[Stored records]
═══
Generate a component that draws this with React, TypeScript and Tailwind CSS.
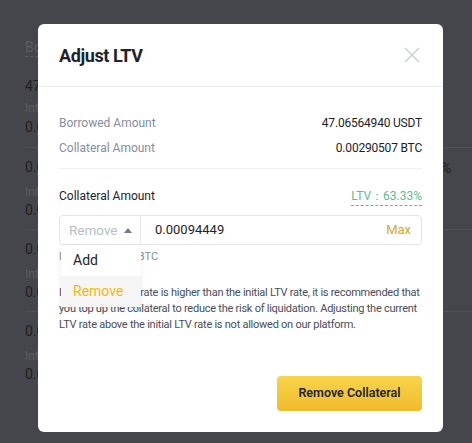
import React from 'react';

const font = { fontFamily: 'Roboto, "Liberation Sans", sans-serif' };

function BgGroup({ first }: { first?: boolean }) {
  return (
    <div className="border-t border-[#505156] h-[82px] relative">
      <div className="pt-[10px] text-[14px] leading-[18px] text-[#1d1e21]">0.0054</div>
      <div className="mt-[8px] text-[12px] leading-[16px] text-[#5c5d62]">Interest</div>
      <div className="mt-[1px] text-[14px] leading-[18px] text-[#1d1e21]">0.0021</div>
      {first && <div className="absolute left-[416px] top-[11px] text-[14px] leading-[18px] text-[#1d1e21]">%</div>}
    </div>
  );
}

export default function App() {
  return (
    <div className="relative w-[472px] h-[443px] overflow-hidden bg-[#45464b]" style={font}>
      {/* page under the overlay */}
      <div className="pl-[25px] pt-[38px]">
        <div className="text-[14px] leading-[18px] text-[#5c5d62] border-b border-dashed border-[#5c5d62] w-fit">Borrowed</div>
        <div className="mt-[20px] text-[14px] leading-[18px] text-[#1d1e21]">47.06564940</div>
        <div className="mt-[5px] text-[12px] leading-[16px] text-[#5c5d62]">Interest</div>
        <div className="mt-[2px] h-[29px] text-[14px] leading-[18px] text-[#1d1e21]">0.0021</div>
        <div>
          <BgGroup first />
          <BgGroup />
          <BgGroup />
        </div>
      </div>

      {/* modal */}
      <div className="absolute left-[38px] top-[24px] w-[405px] h-[408px] bg-white rounded-[6px] flex flex-col">
        <div className="h-[63px] px-[21px] flex items-center justify-between border-b border-[#eaecef]">
          <div className="text-[18px] tracking-[-0.4px] font-bold text-[#1e2329]">Adjust LTV</div>
          <svg width="16" height="16" viewBox="0 0 16 16" className="mr-[2px]">
            <path d="M1 1L15 15M15 1L1 15" stroke="#c8cbd0" strokeWidth="1.4" />
          </svg>
        </div>

        <div className="px-[21px] pt-[24px] flex-1 flex flex-col">
          <div className="flex justify-between text-[12px] leading-[25px]">
            <span className="text-[#848e9c]">Borrowed Amount</span>
            <span className="text-[#1e2329] tracking-[-0.2px]">47.06564940 USDT</span>
          </div>
          <div className="flex justify-between text-[12px] leading-[25px]">
            <span className="text-[#848e9c]">Collateral Amount</span>
            <span className="text-[#1e2329] tracking-[-0.2px]">0.00290507 BTC</span>
          </div>
          <div className="mt-[7px] border-t border-[#f0f1f2]" />

          <div className="mt-[17px] flex justify-between items-center text-[12px] leading-[20px]">
            <span className="text-[#1e2329]">Collateral Amount</span>
            <span className="text-[#5cbd8c] border-b border-dashed border-[#5cbd8c] leading-[18px]">LTV：63.33%</span>
          </div>

          <div className="relative mt-[9px] h-[30px] flex border border-[#e2e4e7] rounded-[4px]">
            <div className="w-[81px] flex items-center justify-between pl-[9px] pr-[8px] border-r border-[#e2e4e7]">
              <span className="text-[13.5px] text-[#b7bdc6]">Remove</span>
              <svg width="8" height="5" viewBox="0 0 8 5">
                <path d="M0 5L4 0L8 5Z" fill="#707a8a" />
              </svg>
            </div>
            <div className="flex-1 flex items-center justify-between pl-[14px] pr-[10px]">
              <span className="text-[13px] text-[#1e2329]">0.00094449</span>
              <span className="text-[13px] text-[#d8a72b]">Max</span>
            </div>

            <div className="absolute left-[1px] top-[29px] w-[80px] bg-white shadow-[0_2px_6px_rgba(0,0,0,0.08)] z-10">
              <div className="h-[31px] flex items-center pl-[12px] text-[14px] text-[#1e2329]">Add</div>
              <div className="h-[31px] flex items-center pl-[12px] text-[14px] text-[#f0b90b] bg-[#f5f5f5]">Remove</div>
            </div>
          </div>

          <div className="mt-[4px] text-[11px] leading-[16px] text-[#848e9c]">Max 0.0009444 BTC</div>

          <p className="mt-[20px] text-[11px] tracking-[-0.25px] leading-[16px] text-[#474d57]">
            If the current LTV rate is higher than the initial LTV rate, it is recommended that you top up the collateral to reduce the risk of liquidation. Adjusting the current LTV rate above the initial LTV rate is not allowed on our platform.
          </p>

          <div className="mt-auto mb-[21px] flex justify-end">
            <button className="w-[145px] h-[35px] rounded-[4px] bg-gradient-to-b from-[#f8d44a] to-[#f0bb2a] text-[12.5px] font-semibold text-[#1e2329]">
              Remove Collateral
            </button>
          </div>
        </div>
      </div>
    </div>
  );
}
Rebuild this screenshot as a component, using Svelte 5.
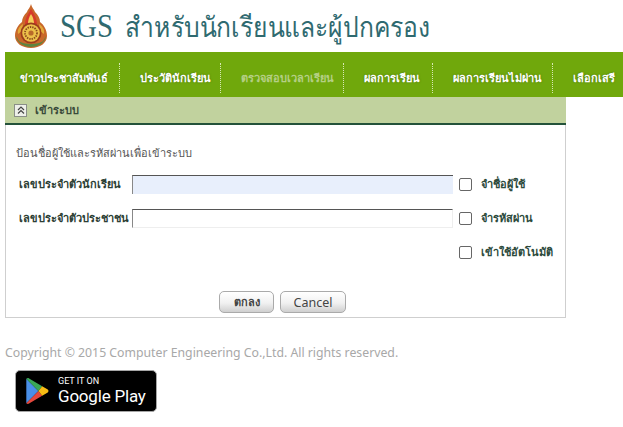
<script>
  const menu = [
    { label: 'ข่าวประชาสัมพันธ์', w: 115 },
    { label: 'ประวัตินักเรียน', w: 101 },
    { label: 'ตรวจสอบเวลาเรียน', w: 123, muted: true },
    { label: 'ผลการเรียน', w: 89 },
    { label: 'ผลการเรียนไม่ผ่าน', w: 120 },
    { label: 'เลือกเสรี', w: 70 }
  ];
</script>

<div class="page">
  <header class="brand">
    <svg class="logo" viewBox="0 0 32 44" width="32" height="44">
      <path d="M16 0 C17 4 19 5 20 8 C23 11 25 14 25 18 C29 21 32 26 32 32 C32 39 25 44 16 44 C7 44 0 39 0 32 C0 26 3 21 7 18 C7 14 9 11 12 8 C13 5 15 4 16 0Z" fill="#c9682a"/>
      <path d="M16 5 C19 10 22 14 22 21 L10 21 C10 14 13 10 16 5Z" fill="#d63a2a"/>
      <path d="M16 10 C18 13 19 16 19 20 L13 20 C13 16 14 13 16 10Z" fill="#f3cf58"/>
      <path d="M1 32 C2 39 9 43 16 43 C23 43 30 39 31 32 L28 37 C24 41 8 41 4 37Z" fill="#5d8440"/>
      <path d="M3 30 C2 25 5 22 8 20 L7 27Z M29 30 C30 25 27 22 24 20 L25 27Z" fill="#e2a93a"/>
      <circle cx="16" cy="29" r="10.5" fill="#9c3d1c"/>
      <circle cx="16" cy="29" r="8.8" fill="#ecc04a"/>
      <circle cx="16" cy="29" r="6" fill="none" stroke="#8a4a1c" stroke-width="1.8" stroke-dasharray="1.4 1"/>
      <circle cx="16" cy="29" r="2.6" fill="#b8692a"/>
    </svg>
    <h1><span class="sgs">SGS</span><span class="th">สำหรับนักเรียนและผู้ปกครอง</span></h1>
  </header>

  <nav class="menu">
    {#each menu as item}
      <a href="#top" class="item" class:muted={item.muted} style="width:{item.w}px">{item.label}</a>
    {/each}
  </nav>

  <section class="panel">
    <div class="panel-head">
      <span class="collapse">
        <svg viewBox="0 0 10 10" width="10" height="10">
          <path d="M2 5 L5 2 L8 5 M2 8.5 L5 5.5 L8 8.5" fill="none" stroke="#444" stroke-width="1.2"/>
        </svg>
      </span>
      <span>เข้าระบบ</span>
    </div>

    <div class="panel-body">
      <p class="hint">ป้อนชื่อผู้ใช้และรหัสผ่านเพื่อเข้าระบบ</p>

      <div class="row">
        <label for="student">เลขประจำตัวนักเรียน</label>
        <input id="student" class="filled" type="text" />
        <input class="check" type="checkbox" id="rememberUser" />
        <label class="check-label" for="rememberUser">จำชื่อผู้ใช้</label>
      </div>
      <div class="row">
        <label for="citizen">เลขประจำตัวประชาชน</label>
        <input id="citizen" type="password" />
        <input class="check" type="checkbox" id="rememberPass" />
        <label class="check-label" for="rememberPass">จำรหัสผ่าน</label>
      </div>
      <div class="row">
        <span class="spacer"></span>
        <input class="check" type="checkbox" id="auto" />
        <label class="check-label" for="auto">เข้าใช้อัตโนมัติ</label>
      </div>

      <div class="actions">
        <button type="button" class="ok">ตกลง</button>
        <button type="button" class="cancel">Cancel</button>
      </div>
    </div>
  </section>

  <footer class="foot">
    <p>Copyright © 2015 Computer Engineering Co.,Ltd. All rights reserved.</p>
    <a class="play" href="#top">
      <svg viewBox="0 0 26 30" width="25" height="28">
        <path d="M1 2 L1 28 L14 15Z" fill="#4a8fe8"/>
        <path d="M1 2 C2 1 3 1 4 1.6 L18 10 L14 15Z" fill="#3aa757"/>
        <path d="M1 28 C2 29 3 29 4 28.4 L18 20 L14 15Z" fill="#e5483d"/>
        <path d="M18 10 L24 13.5 C25 14.4 25 15.6 24 16.5 L18 20 L14 15Z" fill="#f9bc15"/>
      </svg>
      <span class="play-text">
        <small>GET IT ON</small>
        <span class="store">Google Play</span>
      </span>
    </a>
  </footer>
</div>

<style>
  :global(body) {
    background: #fff;
    overflow: hidden;
  }
  .page {
    width: 623px;
    height: 427px;
    overflow: hidden;
    font-family: "Noto Sans", Tahoma, sans-serif;
    font-size: 11px;
  }
  .brand {
    height: 52px;
    display: flex;
    align-items: center;
    padding-left: 15px;
    gap: 13px;
  }
  .logo {
    flex: none;
  }
  h1 {
    margin: 2px 0 0;
    font-family: "Liberation Serif", "Noto Sans", serif;
    font-weight: 300;
    color: #2f6a70;
    white-space: nowrap;
    display: flex;
    align-items: baseline;
    gap: 14px;
    transform: scaleX(0.875);
    transform-origin: left;
  }
  .sgs {
    font-size: 33px;
  }
  .th {
    font-size: 28.2px;
  }
  .menu {
    margin-left: 5px;
    height: 45px;
    padding-top: 7px;
    box-sizing: border-box;
    background: #70a80c;
    display: flex;
    align-items: center;
  }
  .item {
    flex: none;
    height: 30px;
    line-height: 30px;
    padding-left: 20px;
    color: #fff;
    font-weight: 700;
    font-size: 11px;
    text-decoration: none;
    border-right: 1px dotted #d7e8b4;
    box-sizing: border-box;
    white-space: nowrap;
    text-shadow: 0 0 2px rgba(40, 70, 0, 0.55);
  }
  .item:first-child {
    padding-left: 15px;
  }
  .item:last-child {
    border-right: 0;
  }
  .muted {
    color: #b5cf85;
    text-shadow: none;
  }
  .panel {
    margin-left: 5px;
    width: 561px;
    box-sizing: border-box;
  }
  .panel-head {
    height: 28px;
    box-sizing: border-box;
    background: #c1d29e;
    border-bottom: 2px solid #24523a;
    display: flex;
    align-items: center;
    gap: 8px;
    padding-left: 9px;
    font-weight: 700;
    color: #3a4a3a;
  }
  .collapse {
    width: 11px;
    height: 11px;
    background: #eef0ea;
    border: 1px solid #8a8f88;
    display: flex;
    align-items: center;
    justify-content: center;
  }
  .panel-body {
    height: 193px;
    box-sizing: border-box;
    border: 1px solid #cfcfcf;
    border-top: 0;
    padding: 20px 0 0 10px;
    position: relative;
  }
  .hint {
    margin: 0 0 13px;
    color: #555;
    font-size: 11px;
    line-height: 16px;
  }
  .row {
    display: flex;
    align-items: center;
    height: 20px;
    margin-bottom: 14px;
  }
  .row > label:first-child {
    width: 116px;
    padding-left: 3px;
    box-sizing: border-box;
    font-weight: 700;
    color: #2c3e34;
    white-space: nowrap;
  }
  input[type="text"],
  input[type="password"] {
    width: 321px;
    height: 19px;
    box-sizing: border-box;
    border: 0;
    border-top: 1px solid #555;
    border-left: 1px solid #888;
    border-bottom: 1px solid #eee;
    border-right: 1px solid #eee;
    padding: 0;
    margin: 0;
    background: #fff;
  }
  .spacer {
    flex: none;
    width: 437px;
  }
  input.filled {
    background: #e8effc;
    border-bottom: 0;
    border-right: 0;
  }
  .check {
    appearance: none;
    width: 13px;
    height: 13px;
    margin: 0 0 0 6px;
    border: 1px solid #666;
    border-radius: 2px;
    background: #fff;
  }
  .check-label {
    margin-left: 9px;
    font-weight: 700;
    color: #2c4a3c;
    white-space: nowrap;
  }
  .actions {
    position: absolute;
    left: 213px;
    top: 166px;
    display: flex;
    gap: 6px;
  }
  button {
    height: 22px;
    padding: 0;
    width: 55px;
    border: 1px solid #aaa;
    border-radius: 5px;
    background: linear-gradient(#fff, #f1f1f1 55%, #cfcfcf);
    font: 12.5px "Noto Sans", sans-serif;
    color: #444;
  }
  .ok {
    font-weight: 700;
    font-size: 11px;
  }
  .cancel {
    width: 66px;
  }
  .foot {
    padding: 26px 0 0 5px;
  }
  .foot p {
    margin: 0;
    color: #a8a8a8;
    font-family: "Noto Sans", sans-serif;
    font-size: 12.27px;
    line-height: 18px;
  }
  .play {
    margin: 8px 0 0 10px;
    width: 142px;
    height: 42px;
    box-sizing: border-box;
    background: #000;
    border: 1px solid #a6a6a6;
    border-radius: 5px;
    display: flex;
    align-items: center;
    gap: 8px;
    padding-left: 9px;
    color: #fff;
    text-decoration: none;
  }
  .play-text {
    display: flex;
    flex-direction: column;
    white-space: nowrap;
    line-height: 1;
  }
  .play small {
    font: 400 9px/10px Roboto, sans-serif;
  }
  .store {
    font: 400 17px/20px Roboto, sans-serif;
    letter-spacing: -0.2px;
  }
</style>
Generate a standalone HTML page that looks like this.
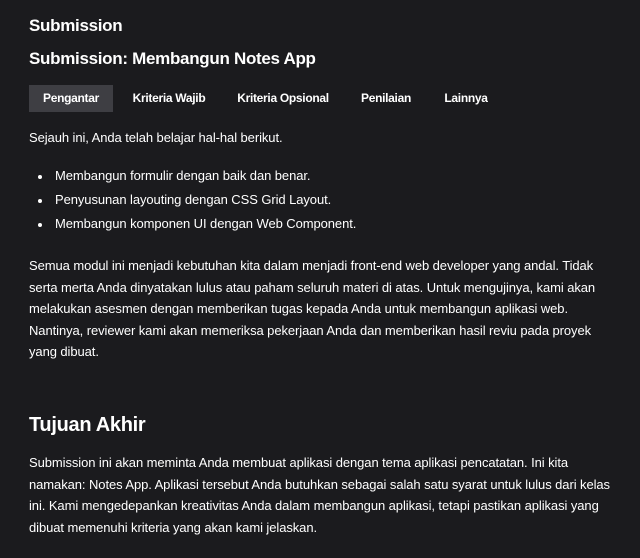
<!DOCTYPE html>
<html><head><meta charset="utf-8"><style>
body{margin:0;background:#1b1b1e;color:#fff;font-family:"Liberation Sans",sans-serif;width:640px;height:558px;overflow:hidden;position:relative}
.a{position:absolute;left:29px;white-space:nowrap}
.p{font-size:13px;letter-spacing:-0.08px;line-height:21.5px}
.tab{position:absolute;top:85px;height:27px;line-height:27px;font-size:12px;font-weight:bold;letter-spacing:-0.3px;text-align:center}
.li{position:absolute;left:38px;font-size:13px;letter-spacing:-0.08px;white-space:nowrap}
.li:before{content:"";position:absolute;left:0;top:7px;width:4px;height:4px;border-radius:50%;background:#fff}
.li span{margin-left:17px}
</style></head><body>
<div class="a" style="top:16px;font-size:17px;font-weight:bold;letter-spacing:-0.3px">Submission</div>
<div class="a" style="top:49px;font-size:17px;font-weight:bold;letter-spacing:-0.3px">Submission: Membangun Notes App</div>
<div class="tab" style="left:29px;width:84px;background:#3e3e43">Pengantar</div>
<div class="tab" style="left:130px;width:78px">Kriteria Wajib</div>
<div class="tab" style="left:235px;width:96px">Kriteria Opsional</div>
<div class="tab" style="left:356px;width:60px">Penilaian</div>
<div class="tab" style="left:440px;width:52px">Lainnya</div>
<div class="a p" style="top:127px">Sejauh ini, Anda telah belajar hal-hal berikut.</div>
<div class="li" style="top:168px"><span>Membangun formulir dengan baik dan benar.</span></div>
<div class="li" style="top:192px"><span>Penyusunan layouting dengan CSS Grid Layout.</span></div>
<div class="li" style="top:216px"><span>Membangun komponen UI dengan Web Component.</span></div>
<div class="a p" style="top:255px">Semua modul ini menjadi kebutuhan kita dalam menjadi front-end web developer yang andal. Tidak<br>serta merta Anda dinyatakan lulus atau paham seluruh materi di atas. Untuk mengujinya, kami akan<br>melakukan asesmen dengan memberikan tugas kepada Anda untuk membangun aplikasi web.<br>Nantinya, reviewer kami akan memeriksa pekerjaan Anda dan memberikan hasil reviu pada proyek<br>yang dibuat.</div>
<div class="a" style="top:414px;font-size:20px;font-weight:bold;letter-spacing:-0.3px">Tujuan Akhir</div>
<div class="a p" style="top:452px">Submission ini akan meminta Anda membuat aplikasi dengan tema aplikasi pencatatan. Ini kita<br>namakan: Notes App. Aplikasi tersebut Anda butuhkan sebagai salah satu syarat untuk lulus dari kelas<br>ini. Kami mengedepankan kreativitas Anda dalam membangun aplikasi, tetapi pastikan aplikasi yang<br>dibuat memenuhi kriteria yang akan kami jelaskan.</div>
</body></html>
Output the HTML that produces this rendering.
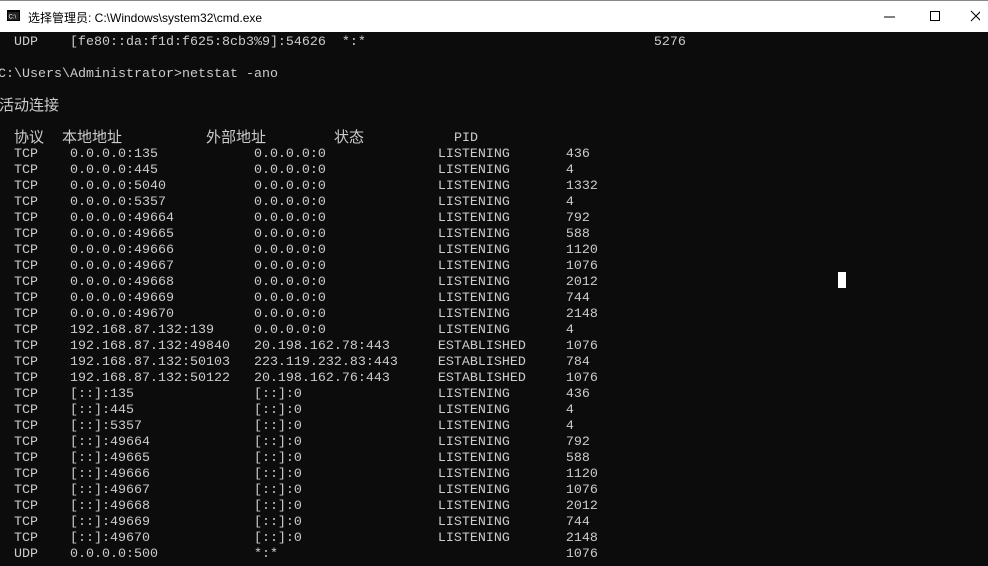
═══
** TO BE DONE **
Find how many lines of the entries contain "Generate". Respond with the number only.

** ANSWER TO THIS TASK **
2